As recently as May 2020 – amid silence from Powell after his ‘save the world’ moves in March – the Fed Funds futures market started to price in the possibility of negative rates by November 2000.
This echoed summer of 2016 when traders started to bet on the possibility of negative rates by 2017 as post-Brexit chaos sparked a slew of bets that The Fed would pause its rate-hike cycle and revert back to cuts.
Now, one day after Jay Powell vociferously pushed the anti-inflation-fighting stance of The Fed – promising to hike rates higher and hold them longer than the market expected… no matter what – something interesting just happened in the rates options market.
As Bloomberg’s Ed Bolingbroke reports, traders in the SOFR options markets have started to position for The Fed to shift to the zero lower bound by the middle of 2024.
One trader said 7,500 Jun24 SOFR 99.50/100.00 1×2 call spread were bought and we noted that open interest in both strikes is currently zero, so this position is new risk targeting a Fed Funds rate of 0%.
This would be a dramatic difference from the current (OIS) market-implied level of 3.70% by the middle of 2024 and even more from The Fed’s Median DotPlot projection of 4.625% by the end of 2023 and 3.875% by the end of 2024…

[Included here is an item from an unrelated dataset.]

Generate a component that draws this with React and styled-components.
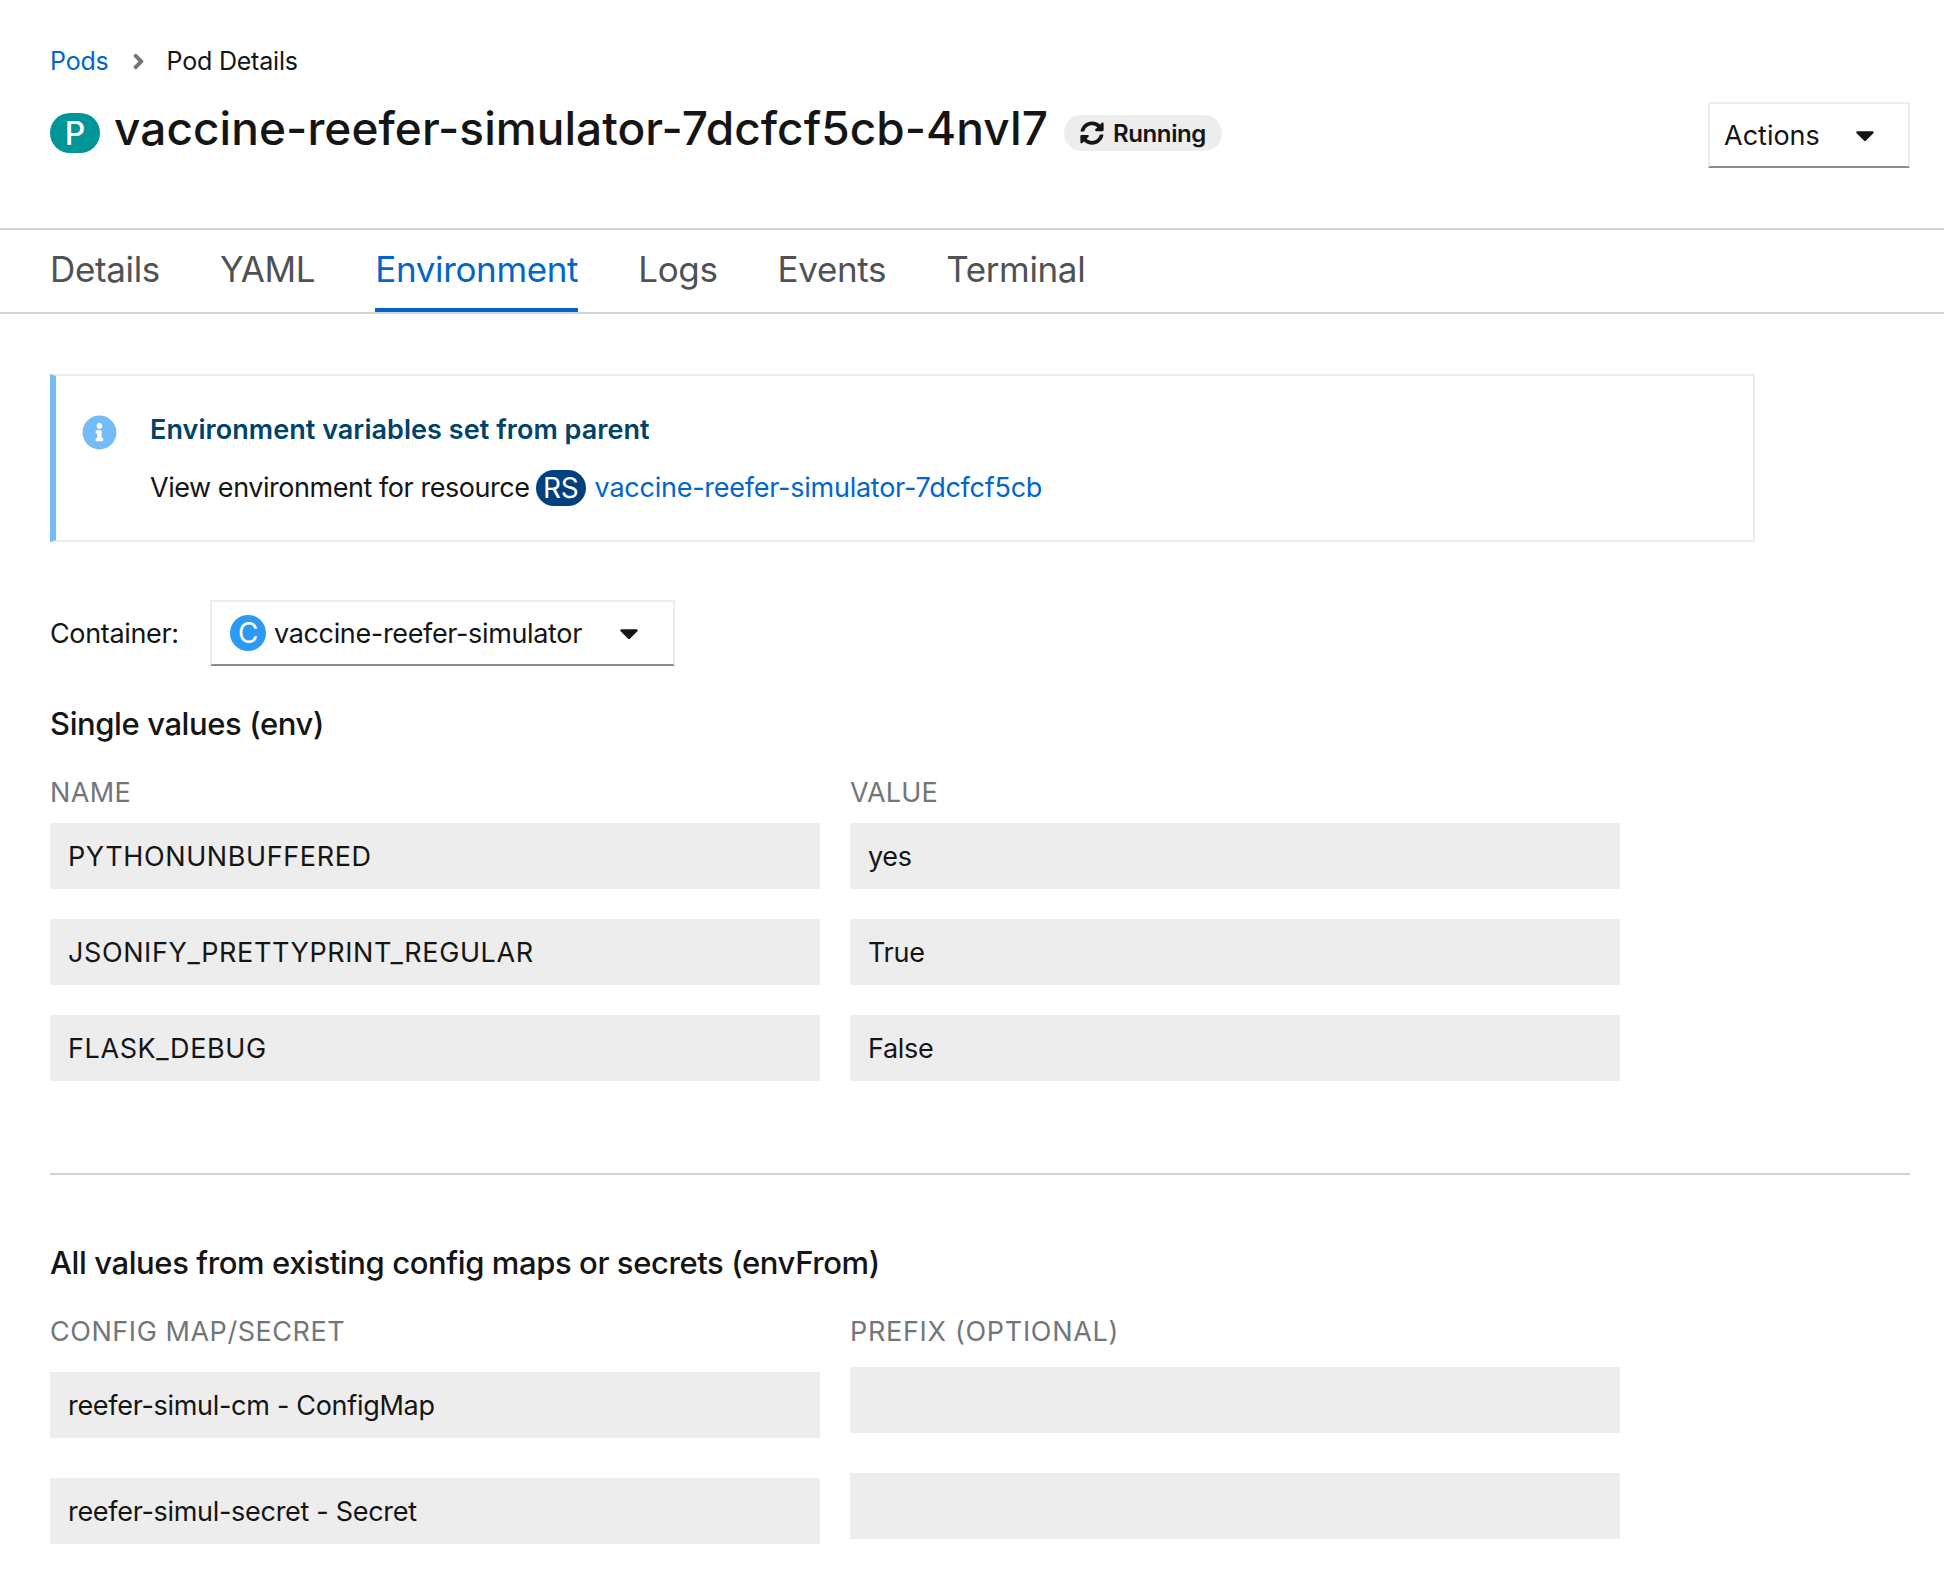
import React from "react";
import styled, { createGlobalStyle } from "styled-components";
import { FaSyncAlt, FaInfoCircle, FaCaretDown, FaAngleRight } from "react-icons/fa";

const Global = createGlobalStyle`
  html, body { margin: 0; padding: 0; background: #fff; }
  body { font-family: "Inter", "Liberation Sans", sans-serif; color: #151515; font-size: 25px; }
  * { box-sizing: border-box; }
`;

const Page = styled.div`
  width: 1944px;
  height: 1586px;
  overflow: hidden;
`;
const Header = styled.header`
  height: 228px;
  padding: 44px 34px 0 50px;
`;
const Breadcrumb = styled.nav`
  display: flex;
  align-items: center;
  height: 34px;
  font-size: 25px;
  letter-spacing: -0.2px;
`;
const Crumb = styled.span`
  color: ${(p) => (p.$link ? "#0066cc" : "#151515")};
`;
const CrumbSep = styled.span`
  display: flex;
  color: #72767b;
  margin: 0 16px 0 17px;
  font-size: 25px;
`;
const TitleRow = styled.div`
  display: flex;
  align-items: flex-start;
  justify-content: space-between;
  margin-top: 24px;
`;
const TitleLeft = styled.div`
  display: flex;
  align-items: center;
  height: 52px;
`;
const ResourceBadge = styled.span`
  display: inline-flex;
  align-items: center;
  justify-content: center;
  flex: none;
  width: ${(p) => p.$w}px;
  height: ${(p) => p.$h}px;
  margin-top: ${(p) => p.$mt || 0}px;
  border-radius: ${(p) => p.$h / 2}px;
  background: ${(p) => p.$bg};
  color: #fff;
  font-size: ${(p) => p.$fs}px;
  font-weight: ${(p) => p.$fw || 400};
`;
const Title = styled.h1`
  margin: 0 0 0 14px;
  font-size: 46px;
  font-weight: 500;
  line-height: 52px;
  letter-spacing: 0.06px;
`;
const StatusPill = styled.span`
  display: inline-flex;
  align-items: center;
  gap: 9px;
  height: 36px;
  margin: 10px 0 0 16px;
  padding: 0 16px;
  border-radius: 18px;
  background: #ededed;
  font-size: 24px;
  font-weight: 600;
  letter-spacing: -0.4px;
`;
const Dropdown = styled.div`
  display: flex;
  align-items: center;
  justify-content: space-between;
  width: ${(p) => p.$w}px;
  height: 66px;
  padding: 0 ${(p) => p.$pr}px 0 ${(p) => p.$pl}px;
  border: 2px solid #ededed;
  border-bottom: 2px solid #8a8d90;
  font-size: 27px;
`;
const Inline = styled.span`
  display: inline-flex;
  align-items: center;
  gap: ${(p) => p.$gap || 0}px;
`;
const Tabs = styled.nav`
  display: flex;
  gap: 60px;
  height: 86px;
  padding: 0 50px;
  border-top: 2px solid #d2d2d2;
  border-bottom: 2px solid #d2d2d2;
`;
const Tab = styled.span`
  display: flex;
  align-items: center;
  height: 82px;
  font-size: 35px;
  letter-spacing: -0.35px;
  color: ${(p) => (p.$active ? "#0066cc" : "#4f5255")};
  border-bottom: 4px solid ${(p) => (p.$active ? "#0066cc" : "transparent")};
`;
const Main = styled.main`
  padding: 60px 34px 0 50px;
`;
const Alert = styled.section`
  display: flex;
  width: 1705px;
  height: 168px;
  padding: 38px 0 0 26px;
  border: 2px solid #ededed;
  border-left: 6px solid #73bcf7;
`;
const AlertIcon = styled.span`
  display: flex;
  align-self: flex-start;
  color: #73bcf7;
  font-size: 35px;
  margin: 1px 33px 0 0;
`;
const AlertBody = styled.div`
  display: flex;
  flex-direction: column;
`;
const AlertTitle = styled.div`
  color: #004368;
  font-weight: 600;
  font-size: 27px;
  line-height: 32px;
  letter-spacing: 0.05px;
`;
const AlertText = styled.div`
  display: flex;
  align-items: center;
  gap: 6px;
  margin-top: 24px;
  font-size: 27px;
  line-height: 36px;
  letter-spacing: -0.45px;
`;
const Link = styled.span`
  color: #0066cc;
  margin-left: 3px;
  letter-spacing: -0.25px;
`;
const ContainerRow = styled.div`
  display: flex;
  align-items: center;
  margin-top: 58px;
  font-size: 27px;
  letter-spacing: -0.35px;
`;
const ContainerLabel = styled.span`
  width: 160px;
`;
const Heading = styled.h2`
  margin: ${(p) => p.$mt}px 0 0;
  font-size: 31px;
  font-weight: 500;
  line-height: 40px;
  letter-spacing: -0.4px;
`;
const Grid = styled.div`
  display: grid;
  grid-template-columns: 770px 770px;
  column-gap: 30px;
  margin-top: 33px;
`;
const ColLabel = styled.div`
  color: #72767b;
  font-size: 27px;
  line-height: 32px;
  letter-spacing: ${(p) => p.$ls}px;
`;
const Column = styled.div`
  display: flex;
  flex-direction: column;
  gap: ${(p) => p.$gap}px;
  margin-top: ${(p) => p.$mt}px;
`;
const Field = styled.div`
  display: flex;
  align-items: center;
  height: 66px;
  padding: 0 18px;
  background: #ededed;
  font-size: 27px;
  letter-spacing: ${(p) => (p.$upper ? "0.6px" : "-0.3px")};
`;
const Divider = styled.hr`
  margin: 92px 0 0;
  height: 2px;
  border: none;
  background: #d2d2d2;
`;

export default function App() {
  return (
    <Page>
      <Global />
      <Header>
        <Breadcrumb>
          <Crumb $link>Pods</Crumb>
          <CrumbSep><FaAngleRight /></CrumbSep>
          <Crumb>Pod Details</Crumb>
        </Breadcrumb>
        <TitleRow>
          <TitleLeft>
            <ResourceBadge $w={50} $h={40} $mt={10} $bg="#009596" $fs={32} $fw={500}>P</ResourceBadge>
            <Title>vaccine-reefer-simulator-7dcfcf5cb-4nvl7</Title>
            <StatusPill><FaSyncAlt size={24} />Running</StatusPill>
          </TitleLeft>
          <Dropdown $w={202} $pl={14} $pr={28}>
            Actions
            <FaCaretDown size={30} />
          </Dropdown>
        </TitleRow>
      </Header>
      <Tabs>
        <Tab>Details</Tab>
        <Tab>YAML</Tab>
        <Tab $active>Environment</Tab>
        <Tab>Logs</Tab>
        <Tab>Events</Tab>
        <Tab>Terminal</Tab>
      </Tabs>
      <Main>
        <Alert>
          <AlertIcon><FaInfoCircle /></AlertIcon>
          <AlertBody>
            <AlertTitle>Environment variables set from parent</AlertTitle>
            <AlertText>
              <span>View environment for resource</span>
              <ResourceBadge $w={50} $h={36} $bg="#004080" $fs={28}>RS</ResourceBadge>
              <Link>vaccine-reefer-simulator-7dcfcf5cb</Link>
            </AlertText>
          </AlertBody>
        </Alert>
        <ContainerRow>
          <ContainerLabel>Container:</ContainerLabel>
          <Dropdown $w={465} $pl={18} $pr={29}>
            <Inline $gap={8}>
              <ResourceBadge $w={36} $h={36} $bg="#2b9af3" $fs={28}>C</ResourceBadge>
              vaccine-reefer-simulator
            </Inline>
            <FaCaretDown size={30} />
          </Dropdown>
        </ContainerRow>
        <Heading $mt={38}>Single values (env)</Heading>
        <Grid>
          <div>
            <ColLabel $ls={0.4}>NAME</ColLabel>
            <Column $gap={30} $mt={14}>
              <Field $upper>PYTHONUNBUFFERED</Field>
              <Field $upper>JSONIFY_PRETTYPRINT_REGULAR</Field>
              <Field $upper>FLASK_DEBUG</Field>
            </Column>
          </div>
          <div>
            <ColLabel $ls={0.2}>VALUE</ColLabel>
            <Column $gap={30} $mt={14}>
              <Field>yes</Field>
              <Field>True</Field>
              <Field>False</Field>
            </Column>
          </div>
        </Grid>
        <Divider />
        <Heading $mt={68}>All values from existing config maps or secrets (envFrom)</Heading>
        <Grid>
          <div>
            <ColLabel $ls={0.55}>CONFIG MAP/SECRET</ColLabel>
            <Column $gap={40} $mt={24}>
              <Field>reefer-simul-cm - ConfigMap</Field>
              <Field>reefer-simul-secret - Secret</Field>
            </Column>
          </div>
          <div>
            <ColLabel $ls={0.7}>PREFIX (OPTIONAL)</ColLabel>
            <Column $gap={40} $mt={19}>
              <Field />
              <Field />
            </Column>
          </div>
        </Grid>
      </Main>
    </Page>
  );
}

Some traders have described these positions as the cheapest ‘recession hedges’ around.
However, for The Fed to go from its projected rate level of around 4.625% – or even more conservatively, from the current level of 3.25% – to ZIRP, we would imagine a little more of a catastrophic event than a ‘recession’ (that would be a drop on the scale of the 2008 Lehman crisis response).